The Plan of Adjustment and Financial Oversight
On Monday, November 10th, 2014 Judge Stephen Rhodes approved the eighth version of the Plan of Adjustment. This brought Detroit’s bankruptcy to a close and ended Emergency Management of our municipal government. Detroit Public Schools remain under Emergency Management and have been since 2009. The Plan of Adjustment is intended to prevent Detroit from going into bankruptcy again and to establish the means for Detroit to continue to provide basic city services.

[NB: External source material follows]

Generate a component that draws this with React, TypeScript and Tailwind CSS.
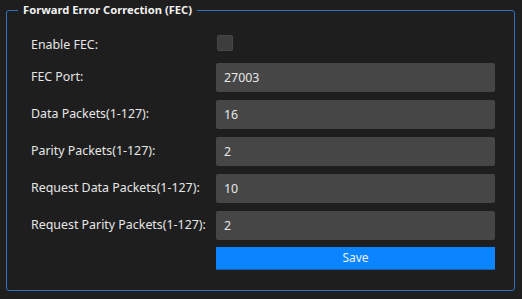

While some power has been returned to the city’s Mayor and Council with Kevyn Orr’s exit, state oversight continues through the Detroit Financial Review Commission that will handle the city’s books and large contracts for at least the next 13 years. The 9-member commission was established by the “Grand Bargain” that brought law makers, private investors, and foundations together to “rescue” the Detroit Institute of Arts from the threat of liquidation to cover pension obligations and that removed it from municipal ownership.

The Rise of Authorities
The Governor’s Declaration of a State of Emergency in Detroit in 2013 and use of Emergency Management to facilitate the city’s Bankruptcy has greatly changed the structure of our municipal government. These changes were accomplished through many means, three being:

  •     Executive Orders from Emergency Manager Kevyn Orr that altered aspects of the recently ratified Detroit City Charter. The dissolution of the CDCs being one example.
  •     Legislation from Lansing signed by Governor Snyder that created or made way for the creation of authorities like the Regional Transit Authority and the Great Lakes Water Authority.
  •     Changes in executive administration made by both Mayors Bing and Duggan shifted power and responsibility from city departments to Authorities that have little or no such accountability.

Authorities are used to:

  •     Transfer  public assets into corporate profits
  •     Work around local power by inserting regional and state oversight
  •     Shift policy from the “common good” to what’s good for business
  •     Shift public dollars and resources to for profit entities through operations and management contracts; often displacing public workers and union contracts in the process
  •      Acquire investment and funds through the writing of bonds unavailable to municipal departments due to negative credit ratings.
  •      Overcome ethical or moral issues, like mass water shut-offs by replacing the social contract with the bottom line.

Anatomy of an AUTHORITY


In-depth information on 4 of the many Authorities that have been created or empowered during Detroit’s restructuring.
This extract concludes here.